There are also workflow limits. FMDrive remains a 32-bit Windows VST, which means bridge support is part of the discussion. That is fine if you already live in a compatible DAW, but it is a real cost if you want something stable and immediate across modern systems. RYM2612 avoids most of those headaches, while GENNY trades polish for accessibility.
Another limitation is that a chip emulator is not the same thing as a full game-audio engine. If you are trying to recreate a specific soundtrack, the composition style, patch data, and sequencing choices matter as much as the instrument itself. When possible, work from MIDI, instrument dumps, or VGM references rather than guessing by ear from a single synth preset.
What I would install first for different studio setups
- For one-plugin simplicity: start with RYM2612. It is the best balance of authenticity, compatibility, and day-to-day usability.
- For Windows users who enjoy deep chip control: FMDrive is still compelling, especially if you want VGM conversion, TFI import/export, and a more hardware-minded workflow.
- For a free entry point: GENNY is the obvious first download, especially if you want to learn the basics without spending money.
- For the full console palette: add a PSG emulation path and think like an arrangement writer, not just a synth programmer.

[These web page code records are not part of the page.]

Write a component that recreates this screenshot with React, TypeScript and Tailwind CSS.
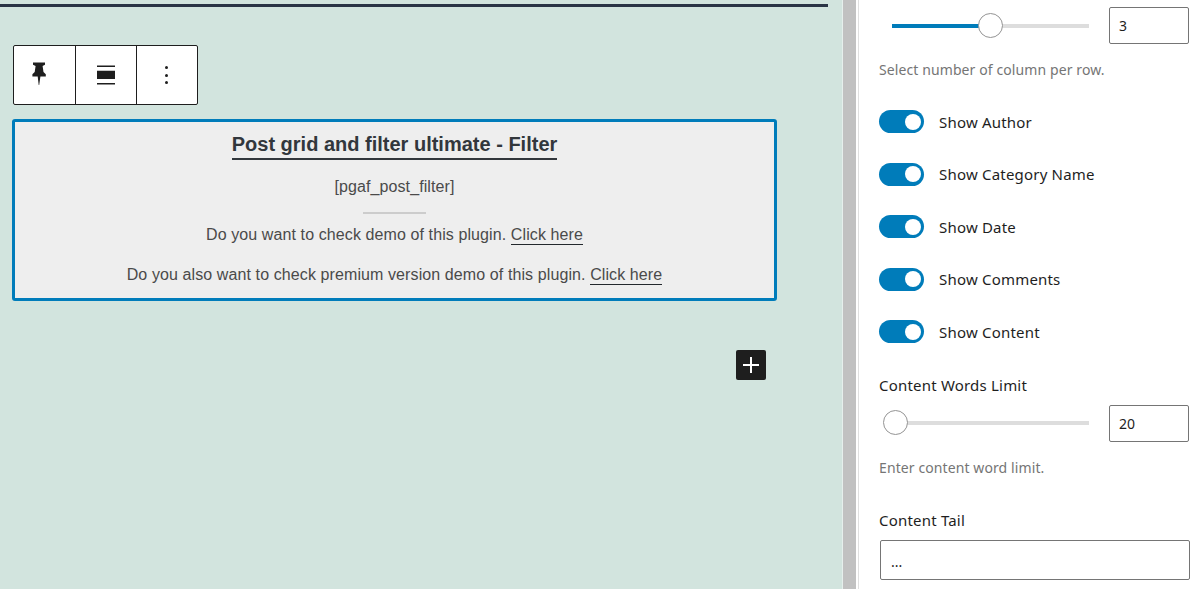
const sidebarFont = "font-['Noto_Sans',sans-serif]"

function Toggle({ label }: { label: string }) {
  return (
    <div className="flex items-center h-[23px] mb-[29.5px]">
      <div className="w-[45px] h-[23px] rounded-full bg-[#007cba] flex items-center justify-end pr-[3px]">
        <div className="w-[16px] h-[16px] rounded-full bg-white" />
      </div>
      <span className="ml-[15px] mt-[1px] text-[15px] tracking-[0.2px] text-[#1e1e1e]">{label}</span>
    </div>
  )
}

function Slider({ percent, value }: { percent: number; value: string }) {
  return (
    <div className="flex items-center">
      <div className="relative w-[197px] h-[4px] ml-[13px] bg-[#dddddd]">
        <div className="h-full bg-[#007cba]" style={{ width: `${percent}%` }} />
        <div
          className="absolute top-[-11px] ml-[-12.5px] w-[25px] h-[25px] rounded-full bg-white border border-[#949494]"
          style={{ left: `${percent}%` }}
        />
      </div>
      <div className="ml-[20px] w-[80px] h-[37px] border border-[#757575] rounded-[2px] pl-[9px] flex items-center text-[14px] text-[#1e1e1e]">
        {value}
      </div>
    </div>
  )
}

export default function App() {
  return (
    <div className="flex h-[589px] w-[1203px] overflow-hidden bg-white">
      <main className="w-[842px] shrink-0 bg-[#d2e4de] pt-[4px] flex flex-col">
        <div className="w-[828px] h-[3px] bg-[#2a3445]" />
        <div className="ml-[13px] mt-[38px] w-[185px] h-[60px] flex bg-white border border-[#1e1e1e] rounded-[2px]">
          <div className="w-[62px] border-r border-[#1e1e1e] flex items-center justify-center">
            <svg width="24" height="28" viewBox="0 0 24 28" className="text-[#1e1e1e] ml-[-11px] mt-[-2px]">
              <path
                d="M6 2.500h12v2.200l-2.400 1.300.9 6 2.300 2.200v2.300h-5.400L12.200 25h-.5l-1-8.500H5.400v-2.300l2.300-2.200.9-6L6 4.700z"
                fill="currentColor"
              />
            </svg>
          </div>
          <div className="w-[61px] border-r border-[#1e1e1e] flex items-center justify-center">
            <svg width="24" height="24" viewBox="0 0 24 24" className="text-[#1e1e1e]">
              <path d="M3 2.500h18V4H3zM3 7.700h18V16H3zM3 20h18v1.500H3z" fill="currentColor" />
            </svg>
          </div>
          <div className="flex-1 flex flex-col items-center justify-center gap-[4.600px] pr-[1px]">
            <div className="w-[3px] h-[3px] rounded-full bg-[#1e1e1e]" />
            <div className="w-[3px] h-[3px] rounded-full bg-[#1e1e1e]" />
            <div className="w-[3px] h-[3px] rounded-full bg-[#1e1e1e]" />
          </div>
        </div>
        <section className="ml-[12px] mt-[14px] w-[765px] h-[182px] bg-[#eeeeee] border-[3px] border-[#007cba] rounded-[3px] flex flex-col items-center font-['Liberation_Sans',sans-serif] text-[16px] tracking-[0.1px] text-[#4a4a4a]">
          <h2 className="mt-[9px] text-[20px] leading-[27px] font-bold tracking-normal text-[#32373c] border-b-2 border-[#32373c] h-[29px]">
            Post grid and filter ultimate - Filter
          </h2>
          <p className="mt-[15px] leading-[24px]">[pgaf_post_filter]</p>
          <div className="mt-[13px] w-[63px] h-[2px] bg-[#cccccc]" />
          <p className="mt-[9px] leading-[24px]">
            Do you want to check demo of this plugin.{' '}
            <span className="border-b border-[#23282d] pb-[1px]">Click here</span>
          </p>
          <p className="mt-[16px] leading-[24px]">
            Do you also want to check premium version demo of this plugin.{' '}
            <span className="border-b border-[#23282d] pb-[1px]">Click here</span>
          </p>
        </section>
        <button className="ml-[736px] mt-[49px] w-[30px] h-[30px] rounded-[2px] bg-[#1e1e1e] flex items-center justify-center">
          <svg width="24" height="24" viewBox="0 0 24 24">
            <path d="M20 11h-7V4h-2v7H4v2h7v7h2v-7h7z" fill="#ffffff" />
          </svg>
        </button>
      </main>

      <div className="w-[1px] shrink-0 bg-[#e6efec]" />
      <div className="w-[13px] shrink-0 bg-[#c1c1c1]" />
      <div className="w-[2px] shrink-0 bg-white" />
      <div className="w-[1px] shrink-0 bg-[#e0e0e0]" />

      <aside className={`flex-1 pl-[20px] pt-[7px] ${sidebarFont}`}>
        <Slider percent={50} value="3" />
        <p className="mt-[16px] h-[20px] text-[14px] tracking-[0.1px] leading-[20px] text-[#757575]">
          Select number of column per row.
        </p>
        <div className="mt-[30px] flex flex-col">
          <Toggle label="Show Author" />
          <Toggle label="Show Category Name" />
          <Toggle label="Show Date" />
          <Toggle label="Show Comments" />
          <Toggle label="Show Content" />
        </div>
        <div className="mt-[2px] h-[20px] text-[15px] tracking-[0.2px] leading-[20px] text-[#1e1e1e]">
          Content Words Limit
        </div>
        <div className="mt-[10px]">
          <Slider percent={2} value="20" />
        </div>
        <p className="mt-[16px] h-[20px] text-[14px] tracking-[0.1px] leading-[20px] text-[#757575]">
          Enter content word limit.
        </p>
        <div className="mt-[32px] h-[20px] text-[15px] tracking-[0.2px] leading-[20px] text-[#1e1e1e]">Content Tail</div>
        <div className="mt-[10px] ml-[1px] w-[310px] h-[40px] border border-[#757575] rounded-[2px] pl-[10px] pt-[3px] flex items-center text-[14px] text-[#1e1e1e]">
          ...
        </div>
      </aside>
    </div>
  )
}
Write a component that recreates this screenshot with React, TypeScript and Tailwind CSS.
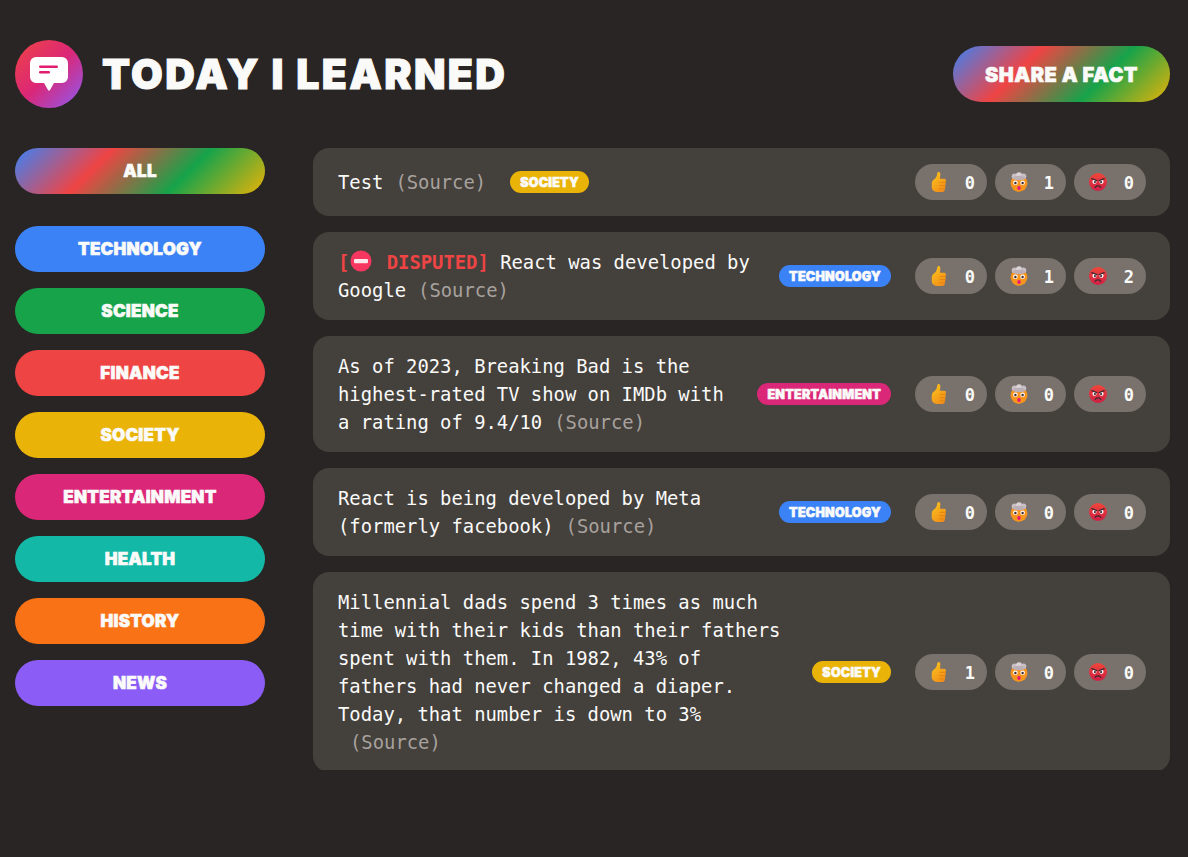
const CATEGORIES = [
  { name: 'technology', color: 'bg-[#3b82f6]' },
  { name: 'science', color: 'bg-[#16a34a]' },
  { name: 'finance', color: 'bg-[#ef4444]' },
  { name: 'society', color: 'bg-[#eab308]' },
  { name: 'entertainment', color: 'bg-[#db2777]' },
  { name: 'health', color: 'bg-[#14b8a6]' },
  { name: 'history', color: 'bg-[#f97316]' },
  { name: 'news', color: 'bg-[#8b5cf6]' },
]

const FACTS = [
  { id: 1, text: 'Test', category: 'society', votes: [0, 1, 0] },
  { id: 2, text: 'React was developed by Google', category: 'technology', votes: [0, 1, 2], disputed: true },
  { id: 3, text: 'As of 2023, Breaking Bad is the highest-rated TV show on IMDb with a rating of 9.4/10', category: 'entertainment', votes: [0, 0, 0] },
  { id: 4, text: 'React is being developed by Meta (formerly facebook)', category: 'technology', votes: [0, 0, 0] },
  { id: 5, text: 'Millennial dads spend 3 times as much time with their kids than their fathers spent with them. In 1982, 43% of fathers had never changed a diaper. Today, that number is down to 3%', category: 'society', votes: [1, 0, 0] },
]

const display = "font-['Inter',sans-serif] font-black uppercase text-[#fafaf9] [-webkit-text-stroke:0.6px_#fafaf9]"
const rainbow = 'bg-[linear-gradient(135deg,#3b82f6,#ef4444,#16a34a,#eab308)]'

function Logo() {
  return (
    <div className="flex h-[68px] w-[68px] items-center justify-center rounded-full bg-[linear-gradient(135deg,#ef4444,#db2777,#8b5cf6)]">
      <svg width="40" height="36" viewBox="0 0 40 36">
        <path d="M7 1h26a6 6 0 0 1 6 6v14a6 6 0 0 1-6 6h-8l-4 7a1.2 1.2 0 0 1-2 0l-4-7H7a6 6 0 0 1-6-6V7a6 6 0 0 1 6-6z" fill="#fff" />
        <rect x="10" y="9.5" width="19" height="2.4" rx="1.2" fill="#e11d6f" />
        <rect x="10" y="15" width="11" height="2.4" rx="1.2" fill="#e11d6f" />
      </svg>
    </div>
  )
}

function ThumbIcon() {
  return (
    <svg width="22" height="22" viewBox="0 0 20 20" className="-mx-px">
      <defs>
        <linearGradient id="thumb" x1="0.2" y1="0" x2="0.8" y2="1">
          <stop offset="0" stopColor="#fcc21b" />
          <stop offset="1" stopColor="#f08c1a" />
        </linearGradient>
      </defs>
      <path d="M9.6 1c1.3 0 1.8 1.2 1.6 2.6L10.9 7h3.900c1.100 0 1.600.8 1.500 1.600l-.9 8.200c-.2 1.300-1 2.200-2.400 2.200H8c-2.600 0-4.600-1.700-4.600-4.400v-3.200c0-1.600.8-2.600 2-3.600C7 6.700 8.200 4.800 8.400 2.400 8.500 1.500 8.900 1 9.600 1z" fill="url(#thumb)" />
      <path d="M10.900 10.300h5M10.700 13.300h4.800M10.800 16.200h4.200" stroke="#e2820f" strokeWidth="0.8" strokeLinecap="round" />
    </svg>
  )
}

function MindBlownIcon() {
  return (
    <svg width="20" height="20" viewBox="0 0 20 20">
      <circle cx="10" cy="11.300" r="8.400" fill="#f7941d" />
      <circle cx="5.600" cy="4.300" r="2.900" fill="#c9bfc4" />
      <circle cx="10" cy="3.200" r="3" fill="#dcd5d8" />
      <circle cx="14.400" cy="4.300" r="2.900" fill="#c9bfc4" />
      <ellipse cx="10" cy="6" rx="6.500" ry="2.200" fill="#bcb0b6" />
      <circle cx="6.400" cy="10.800" r="2.300" fill="#fff" />
      <circle cx="13.600" cy="10.800" r="2.300" fill="#fff" />
      <circle cx="6.400" cy="11" r="1.200" fill="#402a32" />
      <circle cx="13.600" cy="11" r="1.200" fill="#402a32" />
      <ellipse cx="10" cy="16" rx="1.700" ry="2.100" fill="#e5177b" />
    </svg>
  )
}

function AngryIcon() {
  return (
    <svg width="20" height="20" viewBox="0 0 20 20">
      <defs>
        <linearGradient id="angry" x1="0.5" y1="0" x2="0.5" y2="1">
          <stop offset="0" stopColor="#f0473a" />
          <stop offset="1" stopColor="#cf1f45" />
        </linearGradient>
      </defs>
      <circle cx="10" cy="10" r="9" fill="url(#angry)" />
      <circle cx="6.500" cy="9.800" r="2.100" fill="#fff" />
      <circle cx="13.500" cy="9.800" r="2.100" fill="#fff" />
      <circle cx="6.900" cy="10.100" r="1.100" fill="#402a32" />
      <circle cx="13.100" cy="10.100" r="1.100" fill="#402a32" />
      <path d="M3.800 6.600l5 2M16.200 6.600l-5 2" stroke="#402a32" strokeWidth="1.300" strokeLinecap="round" />
      <path d="M7.200 15.200c1.600-1.700 4-1.700 5.600 0" stroke="#402a32" strokeWidth="1.300" fill="none" strokeLinecap="round" />
    </svg>
  )
}

function NoEntryIcon() {
  return (
    <svg width="22" height="22" viewBox="0 0 22 22" className="ml-px mr-[3px] inline-block align-[-3px]">
      <circle cx="11" cy="11" r="10.500" fill="#f7375f" />
      <rect x="4" y="9" width="14" height="4.200" rx="1" fill="#fde8ec" />
    </svg>
  )
}

function VoteButton({ icon, count, width }: { icon: React.ReactNode; count: number; width: string }) {
  return (
    <button className={`flex h-9 ${width} items-center justify-between rounded-full bg-[#78716c] pl-[14px] pr-3 font-['DejaVu_Sans_Mono',monospace] text-[17px] font-bold text-[#fafaf9]`}>
      {icon}
      <span className="pt-[3px]">{count}</span>
    </button>
  )
}

function Fact({ fact }: { fact: (typeof FACTS)[number] }) {
  const category = CATEGORIES.find(c => c.name === fact.category)
  return (
    <li className="flex items-center gap-6 rounded-2xl bg-[#44403c] py-4 pl-[25px] pr-6">
      <p className="translate-y-px font-['DejaVu_Sans_Mono',monospace] text-[18.85px] leading-7 text-[#fafaf9]">
        {fact.disputed && (
          <span className="font-bold text-[#ef4444]">
            [<NoEntryIcon /> DISPUTED]{' '}
          </span>
        )}
        {fact.text}
        <a className="ml-3 text-[#a8a29e]">(Source)</a>
      </p>
      <span className={`${display} ${category?.color} shrink-0 rounded-full px-[10px] pb-[2px] pt-[4px] text-[12.5px] leading-4 tracking-[0.25px] [-webkit-text-stroke:0.3px_#fafaf9]`}>
        {fact.category}
      </span>
      <div className="ml-auto flex shrink-0 gap-2">
        <VoteButton icon={<ThumbIcon />} count={fact.votes[0]} width="w-[72px]" />
        <VoteButton icon={<MindBlownIcon />} count={fact.votes[1]} width="w-[71px]" />
        <VoteButton icon={<AngryIcon />} count={fact.votes[2]} width="w-[72px]" />
      </div>
    </li>
  )
}

export default function App() {
  return (
    <div className="h-[857px] overflow-hidden bg-[#292524] pl-[15px] pr-[18px] pt-10">
      <header className="mb-10 flex items-center justify-between">
        <div className="flex items-center gap-[19px]">
          <Logo />
          <h1 className={`${display} text-[41px] leading-[68px] tracking-[2.35px] [-webkit-text-stroke:1px_#fafaf9]`}>Today I Learned</h1>
        </div>
        <button className={`${display} ${rainbow} h-14 w-[217px] rounded-full pt-px text-[20px] tracking-[0.5px]`}>Share a fact</button>
      </header>

      <main className="flex items-start gap-12">
        <aside className="w-[250px] shrink-0">
          <ul className="flex flex-col gap-4">
            <li className="mb-4">
              <button className={`${display} ${rainbow} h-[46px] w-full rounded-full pt-[2px] text-[17px] tracking-[0.25px]`}>All</button>
            </li>
            {CATEGORIES.map(cat => (
              <li key={cat.name}>
                <button className={`${display} ${cat.color} h-[46px] w-full rounded-full pt-[2px] text-[17px] tracking-[0.25px]`}>{cat.name}</button>
              </li>
            ))}
          </ul>
        </aside>

        <ul className="flex h-[622px] min-w-0 flex-1 flex-col gap-4 overflow-hidden">
          {FACTS.map(fact => (
            <Fact key={fact.id} fact={fact} />
          ))}
        </ul>
      </main>
    </div>
  )
}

If I were setting up a new project today, I would choose the plugin that best matches my DAW and operating system first, then optimize for sound. A brilliant YM2612 emulation that is awkward to load is still a bad tool in practice, while a slightly less fancy one that stays out of the way can become part of your regular writing process. That is usually where the real value is: not in the logo on the interface, but in whether the instrument keeps you writing.